# start of Items

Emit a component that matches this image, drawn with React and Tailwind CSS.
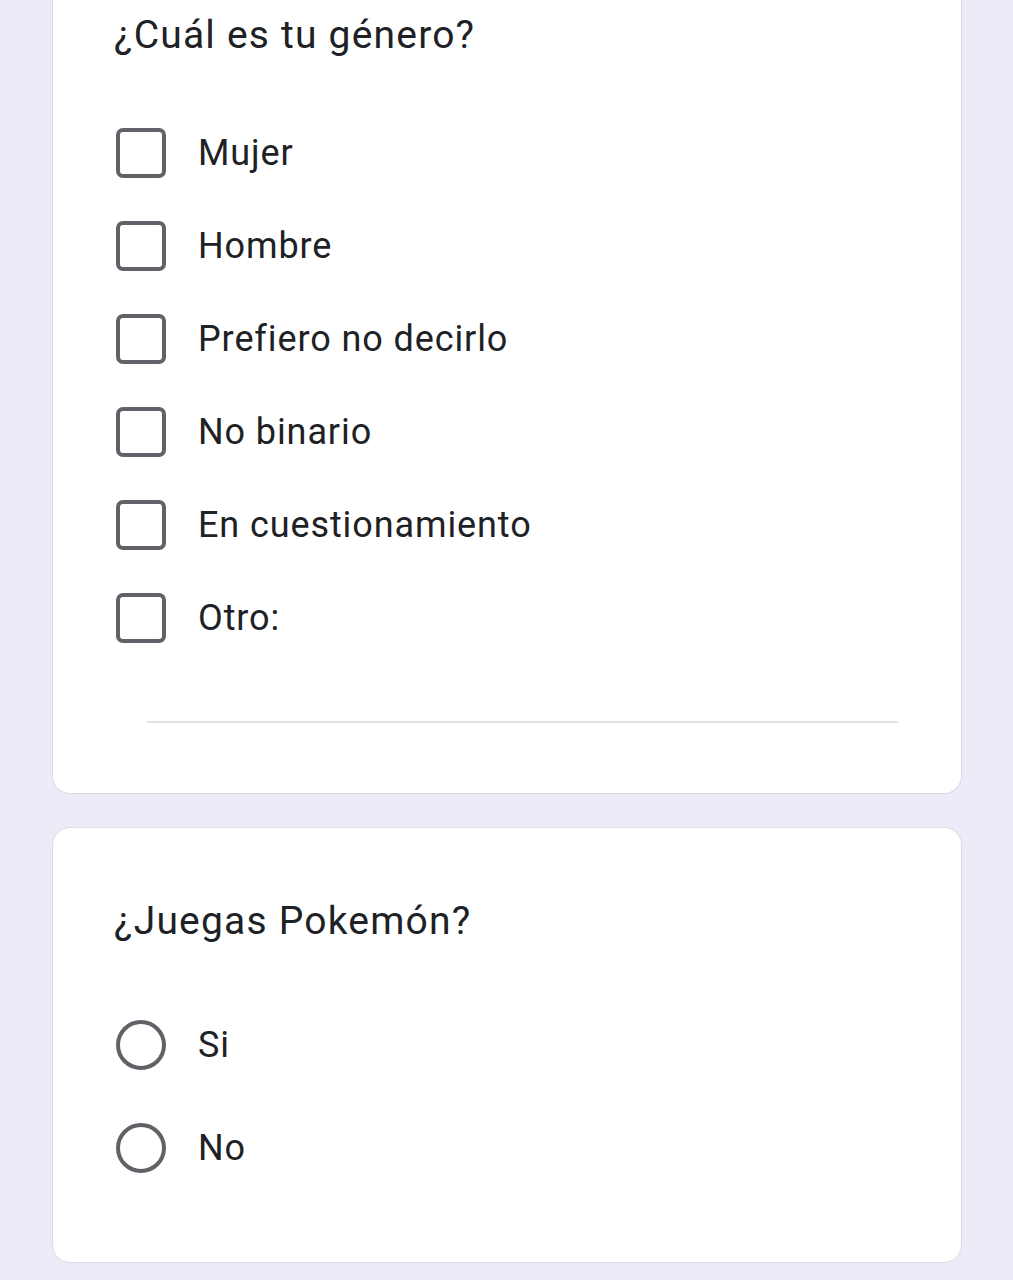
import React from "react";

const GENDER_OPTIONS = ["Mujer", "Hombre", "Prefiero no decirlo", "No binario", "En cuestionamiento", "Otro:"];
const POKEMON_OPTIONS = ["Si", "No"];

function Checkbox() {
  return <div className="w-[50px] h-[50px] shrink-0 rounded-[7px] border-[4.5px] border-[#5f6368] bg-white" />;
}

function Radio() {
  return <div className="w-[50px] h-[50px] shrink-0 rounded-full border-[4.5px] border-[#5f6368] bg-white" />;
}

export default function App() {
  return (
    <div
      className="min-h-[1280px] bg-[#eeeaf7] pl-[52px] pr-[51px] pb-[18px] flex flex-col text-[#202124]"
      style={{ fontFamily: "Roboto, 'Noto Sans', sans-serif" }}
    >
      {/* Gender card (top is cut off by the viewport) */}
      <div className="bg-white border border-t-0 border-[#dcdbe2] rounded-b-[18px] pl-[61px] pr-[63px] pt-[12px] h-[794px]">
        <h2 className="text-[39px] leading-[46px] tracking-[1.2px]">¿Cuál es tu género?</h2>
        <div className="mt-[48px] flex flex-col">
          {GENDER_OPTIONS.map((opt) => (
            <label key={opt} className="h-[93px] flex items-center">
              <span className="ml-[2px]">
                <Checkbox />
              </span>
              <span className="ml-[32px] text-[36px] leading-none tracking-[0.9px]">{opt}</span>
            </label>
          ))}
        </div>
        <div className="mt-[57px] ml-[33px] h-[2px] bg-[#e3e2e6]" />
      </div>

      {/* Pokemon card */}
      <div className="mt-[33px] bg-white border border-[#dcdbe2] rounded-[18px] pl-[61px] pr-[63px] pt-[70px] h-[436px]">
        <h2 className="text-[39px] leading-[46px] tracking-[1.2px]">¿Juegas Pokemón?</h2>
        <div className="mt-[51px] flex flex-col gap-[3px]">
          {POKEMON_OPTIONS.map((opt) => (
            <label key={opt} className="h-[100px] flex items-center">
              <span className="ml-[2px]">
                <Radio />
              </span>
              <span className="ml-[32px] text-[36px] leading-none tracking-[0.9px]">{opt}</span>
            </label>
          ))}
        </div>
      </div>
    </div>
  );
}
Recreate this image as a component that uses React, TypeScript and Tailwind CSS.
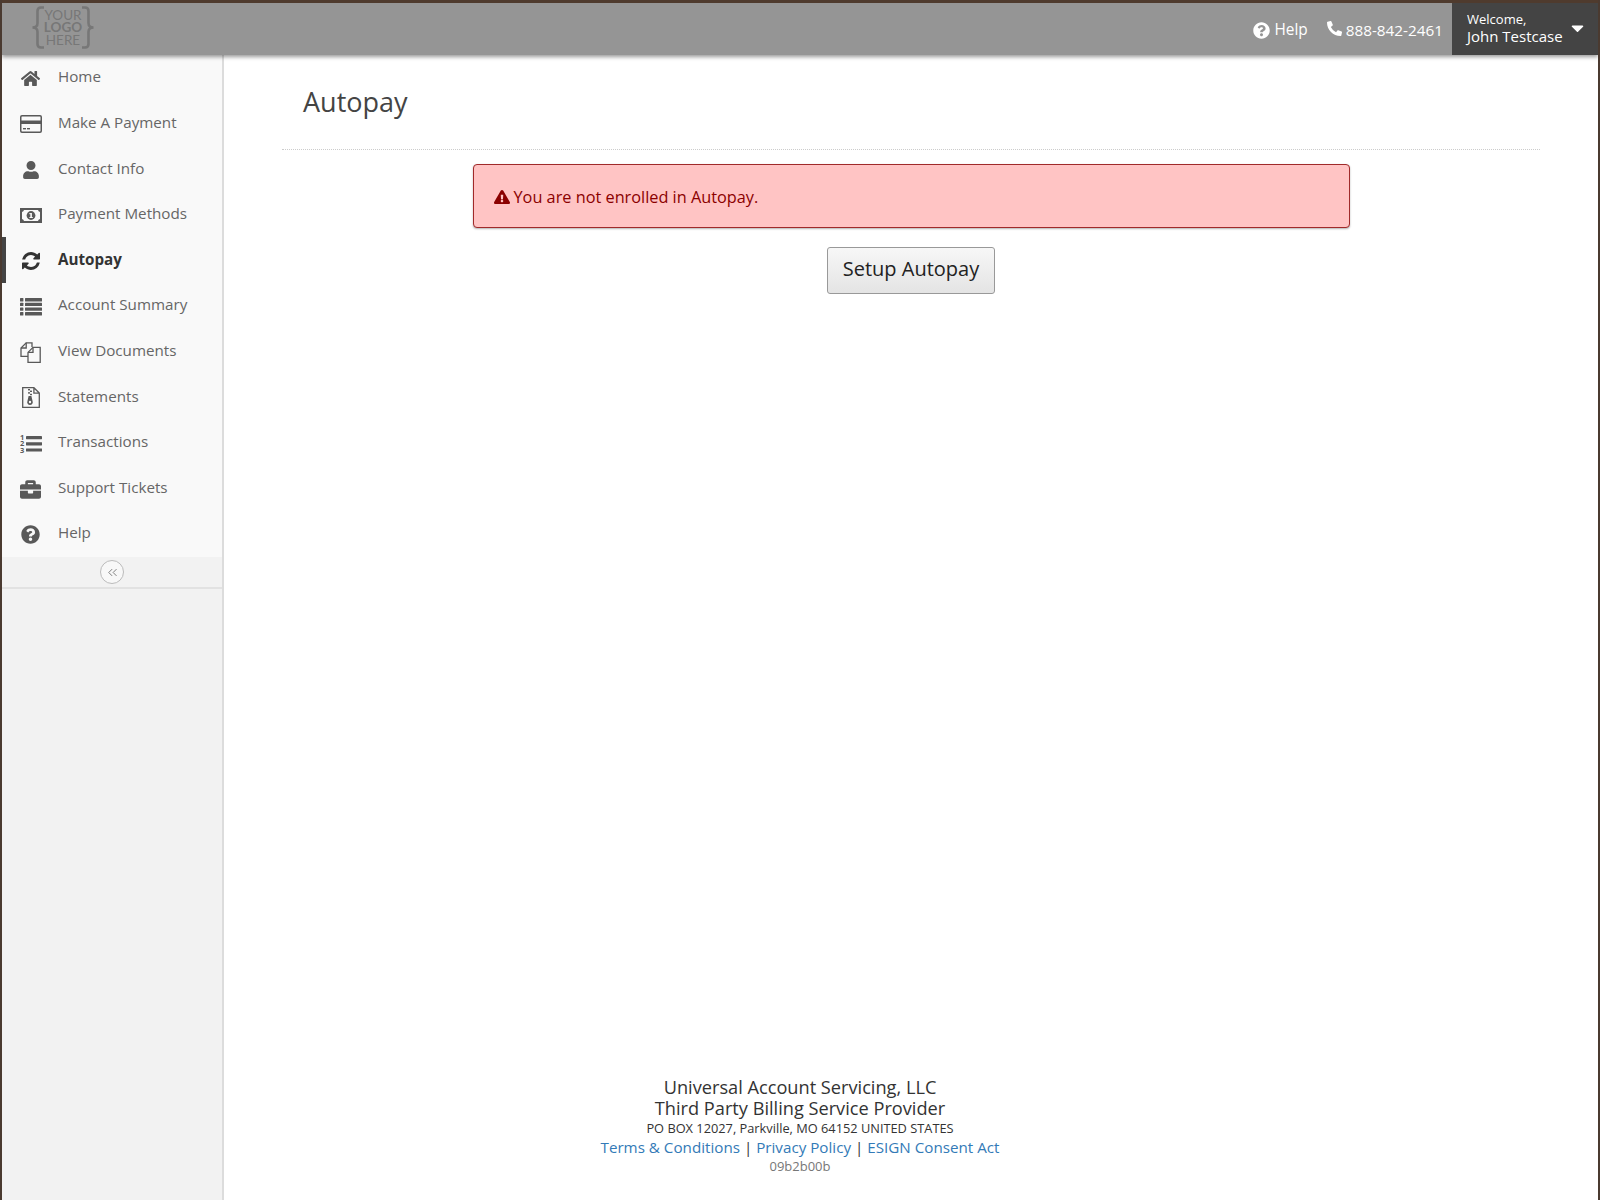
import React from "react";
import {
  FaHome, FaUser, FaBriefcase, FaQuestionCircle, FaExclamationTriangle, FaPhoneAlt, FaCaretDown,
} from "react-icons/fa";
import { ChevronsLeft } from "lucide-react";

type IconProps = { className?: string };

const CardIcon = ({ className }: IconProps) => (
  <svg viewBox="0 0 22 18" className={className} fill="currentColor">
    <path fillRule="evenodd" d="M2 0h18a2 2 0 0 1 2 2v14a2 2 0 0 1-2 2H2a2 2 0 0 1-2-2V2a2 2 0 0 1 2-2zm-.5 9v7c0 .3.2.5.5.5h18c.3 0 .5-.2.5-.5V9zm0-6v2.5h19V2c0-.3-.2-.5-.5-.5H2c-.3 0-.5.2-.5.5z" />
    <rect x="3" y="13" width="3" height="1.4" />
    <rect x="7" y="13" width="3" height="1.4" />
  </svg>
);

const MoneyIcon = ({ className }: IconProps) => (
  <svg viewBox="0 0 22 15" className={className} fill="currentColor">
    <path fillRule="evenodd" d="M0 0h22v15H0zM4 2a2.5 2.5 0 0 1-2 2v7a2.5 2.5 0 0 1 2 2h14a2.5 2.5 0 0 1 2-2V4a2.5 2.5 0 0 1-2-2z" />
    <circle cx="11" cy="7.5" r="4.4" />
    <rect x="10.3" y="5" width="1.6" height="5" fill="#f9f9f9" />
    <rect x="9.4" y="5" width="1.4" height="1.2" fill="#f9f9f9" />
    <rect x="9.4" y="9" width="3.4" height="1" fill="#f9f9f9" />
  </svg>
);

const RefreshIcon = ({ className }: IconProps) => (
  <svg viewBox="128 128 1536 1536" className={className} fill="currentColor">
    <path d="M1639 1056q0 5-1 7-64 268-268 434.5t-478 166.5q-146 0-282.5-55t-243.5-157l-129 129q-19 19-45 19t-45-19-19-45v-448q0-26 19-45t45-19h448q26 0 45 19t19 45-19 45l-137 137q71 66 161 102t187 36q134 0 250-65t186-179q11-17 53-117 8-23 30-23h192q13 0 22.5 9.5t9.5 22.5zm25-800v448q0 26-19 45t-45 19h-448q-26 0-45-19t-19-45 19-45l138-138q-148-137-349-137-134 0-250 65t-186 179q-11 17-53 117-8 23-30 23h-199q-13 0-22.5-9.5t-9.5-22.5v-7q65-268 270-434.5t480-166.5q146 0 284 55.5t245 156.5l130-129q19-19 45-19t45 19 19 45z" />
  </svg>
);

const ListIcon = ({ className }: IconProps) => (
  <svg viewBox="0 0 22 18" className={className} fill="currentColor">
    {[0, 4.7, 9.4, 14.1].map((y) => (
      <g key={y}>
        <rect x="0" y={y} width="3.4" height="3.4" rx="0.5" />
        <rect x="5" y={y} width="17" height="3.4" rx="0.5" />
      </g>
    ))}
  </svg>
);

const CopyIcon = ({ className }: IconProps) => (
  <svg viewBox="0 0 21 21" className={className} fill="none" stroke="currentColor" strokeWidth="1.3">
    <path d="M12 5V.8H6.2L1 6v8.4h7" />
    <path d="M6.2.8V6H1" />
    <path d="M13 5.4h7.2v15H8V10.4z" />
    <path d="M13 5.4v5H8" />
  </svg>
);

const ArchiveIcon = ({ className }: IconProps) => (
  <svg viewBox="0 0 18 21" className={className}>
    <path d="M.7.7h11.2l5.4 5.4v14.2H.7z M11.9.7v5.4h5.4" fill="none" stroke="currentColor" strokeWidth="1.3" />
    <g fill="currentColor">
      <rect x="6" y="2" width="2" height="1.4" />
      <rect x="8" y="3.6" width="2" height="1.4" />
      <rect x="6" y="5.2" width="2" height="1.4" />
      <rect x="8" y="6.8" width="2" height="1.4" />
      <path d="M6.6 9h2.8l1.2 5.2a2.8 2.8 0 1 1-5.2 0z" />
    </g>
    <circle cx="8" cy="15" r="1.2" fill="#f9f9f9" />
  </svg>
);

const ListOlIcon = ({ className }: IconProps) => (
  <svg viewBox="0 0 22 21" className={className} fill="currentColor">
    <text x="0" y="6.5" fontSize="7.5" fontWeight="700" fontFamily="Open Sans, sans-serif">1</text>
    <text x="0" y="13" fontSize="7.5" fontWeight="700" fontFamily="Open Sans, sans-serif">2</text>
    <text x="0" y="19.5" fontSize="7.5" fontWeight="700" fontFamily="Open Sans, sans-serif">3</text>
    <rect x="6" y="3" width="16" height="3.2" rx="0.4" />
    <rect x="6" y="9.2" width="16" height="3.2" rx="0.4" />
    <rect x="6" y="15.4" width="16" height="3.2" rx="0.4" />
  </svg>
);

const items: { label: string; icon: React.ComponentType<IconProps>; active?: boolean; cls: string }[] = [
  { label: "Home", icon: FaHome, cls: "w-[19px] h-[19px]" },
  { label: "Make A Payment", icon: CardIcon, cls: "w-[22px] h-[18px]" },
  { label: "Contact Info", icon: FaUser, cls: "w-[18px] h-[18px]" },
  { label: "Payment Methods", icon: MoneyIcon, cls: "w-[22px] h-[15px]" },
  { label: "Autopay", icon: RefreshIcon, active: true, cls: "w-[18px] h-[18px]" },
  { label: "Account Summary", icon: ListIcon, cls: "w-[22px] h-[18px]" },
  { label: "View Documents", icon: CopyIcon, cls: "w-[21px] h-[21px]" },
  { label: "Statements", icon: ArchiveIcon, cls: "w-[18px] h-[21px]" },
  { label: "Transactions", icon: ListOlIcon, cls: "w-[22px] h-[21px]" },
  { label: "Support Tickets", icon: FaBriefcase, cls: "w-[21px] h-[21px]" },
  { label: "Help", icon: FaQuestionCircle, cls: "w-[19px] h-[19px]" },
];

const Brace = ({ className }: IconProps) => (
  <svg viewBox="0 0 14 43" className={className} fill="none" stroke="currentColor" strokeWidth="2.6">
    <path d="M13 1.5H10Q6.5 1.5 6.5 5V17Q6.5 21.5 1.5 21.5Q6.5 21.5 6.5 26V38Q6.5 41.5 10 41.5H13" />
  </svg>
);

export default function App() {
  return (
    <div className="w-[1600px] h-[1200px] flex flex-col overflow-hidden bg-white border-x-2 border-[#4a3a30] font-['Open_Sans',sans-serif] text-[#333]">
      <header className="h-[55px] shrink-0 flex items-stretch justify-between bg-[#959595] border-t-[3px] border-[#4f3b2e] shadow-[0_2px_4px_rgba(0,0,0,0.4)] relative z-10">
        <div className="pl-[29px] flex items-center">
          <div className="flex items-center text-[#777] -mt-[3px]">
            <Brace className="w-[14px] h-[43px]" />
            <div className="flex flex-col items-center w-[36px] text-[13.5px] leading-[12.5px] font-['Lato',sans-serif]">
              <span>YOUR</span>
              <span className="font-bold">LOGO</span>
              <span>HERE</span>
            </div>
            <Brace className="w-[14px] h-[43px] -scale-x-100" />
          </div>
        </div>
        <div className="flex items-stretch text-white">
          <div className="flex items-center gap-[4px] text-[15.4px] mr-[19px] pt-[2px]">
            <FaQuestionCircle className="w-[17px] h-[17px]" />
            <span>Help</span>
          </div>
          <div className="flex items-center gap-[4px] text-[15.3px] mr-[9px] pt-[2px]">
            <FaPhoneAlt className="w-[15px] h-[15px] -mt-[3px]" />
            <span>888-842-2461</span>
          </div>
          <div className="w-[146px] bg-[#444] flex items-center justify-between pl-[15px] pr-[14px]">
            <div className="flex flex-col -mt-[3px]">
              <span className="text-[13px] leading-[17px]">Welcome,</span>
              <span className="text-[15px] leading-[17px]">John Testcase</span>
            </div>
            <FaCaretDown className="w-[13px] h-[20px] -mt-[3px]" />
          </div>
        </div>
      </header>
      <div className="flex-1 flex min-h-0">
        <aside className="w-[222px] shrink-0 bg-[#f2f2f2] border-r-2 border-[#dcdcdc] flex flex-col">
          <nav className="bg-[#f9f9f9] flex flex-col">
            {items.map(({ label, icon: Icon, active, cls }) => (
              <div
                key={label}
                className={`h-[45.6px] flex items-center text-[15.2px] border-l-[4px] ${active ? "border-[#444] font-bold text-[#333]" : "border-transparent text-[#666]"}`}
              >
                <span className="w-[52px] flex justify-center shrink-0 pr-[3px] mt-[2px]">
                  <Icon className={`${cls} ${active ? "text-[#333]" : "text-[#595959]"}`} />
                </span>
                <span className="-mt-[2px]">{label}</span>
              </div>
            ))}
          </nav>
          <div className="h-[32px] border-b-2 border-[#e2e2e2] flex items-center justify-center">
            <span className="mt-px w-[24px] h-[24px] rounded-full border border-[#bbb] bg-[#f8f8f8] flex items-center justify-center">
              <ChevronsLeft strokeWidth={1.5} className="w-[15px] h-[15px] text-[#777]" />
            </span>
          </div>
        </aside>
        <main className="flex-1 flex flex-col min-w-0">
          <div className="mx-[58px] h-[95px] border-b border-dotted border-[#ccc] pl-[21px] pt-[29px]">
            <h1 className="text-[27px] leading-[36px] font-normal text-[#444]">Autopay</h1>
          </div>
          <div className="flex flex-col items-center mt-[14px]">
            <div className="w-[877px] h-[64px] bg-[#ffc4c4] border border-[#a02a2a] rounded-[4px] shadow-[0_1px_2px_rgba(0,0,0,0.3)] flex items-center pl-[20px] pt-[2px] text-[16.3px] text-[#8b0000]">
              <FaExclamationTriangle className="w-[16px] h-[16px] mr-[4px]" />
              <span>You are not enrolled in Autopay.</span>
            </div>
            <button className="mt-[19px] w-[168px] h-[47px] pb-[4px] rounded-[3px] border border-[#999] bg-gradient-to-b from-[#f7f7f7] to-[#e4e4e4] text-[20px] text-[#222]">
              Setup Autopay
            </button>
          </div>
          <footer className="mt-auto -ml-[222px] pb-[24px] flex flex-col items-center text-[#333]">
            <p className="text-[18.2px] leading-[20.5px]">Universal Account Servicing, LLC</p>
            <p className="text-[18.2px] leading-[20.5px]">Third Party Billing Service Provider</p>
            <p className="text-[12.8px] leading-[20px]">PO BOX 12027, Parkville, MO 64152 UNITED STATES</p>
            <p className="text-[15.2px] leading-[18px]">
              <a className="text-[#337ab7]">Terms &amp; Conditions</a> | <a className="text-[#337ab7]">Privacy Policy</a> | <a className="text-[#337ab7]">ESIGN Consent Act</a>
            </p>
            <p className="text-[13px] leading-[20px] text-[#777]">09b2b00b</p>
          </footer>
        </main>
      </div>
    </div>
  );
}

# end of Items

The exercise: Gather all the lines that include the word "image" and copy them out.

Exercise solution:
Emit a component that matches this image, drawn with React and Tailwind CSS.
Recreate this image as a component that uses React, TypeScript and Tailwind CSS.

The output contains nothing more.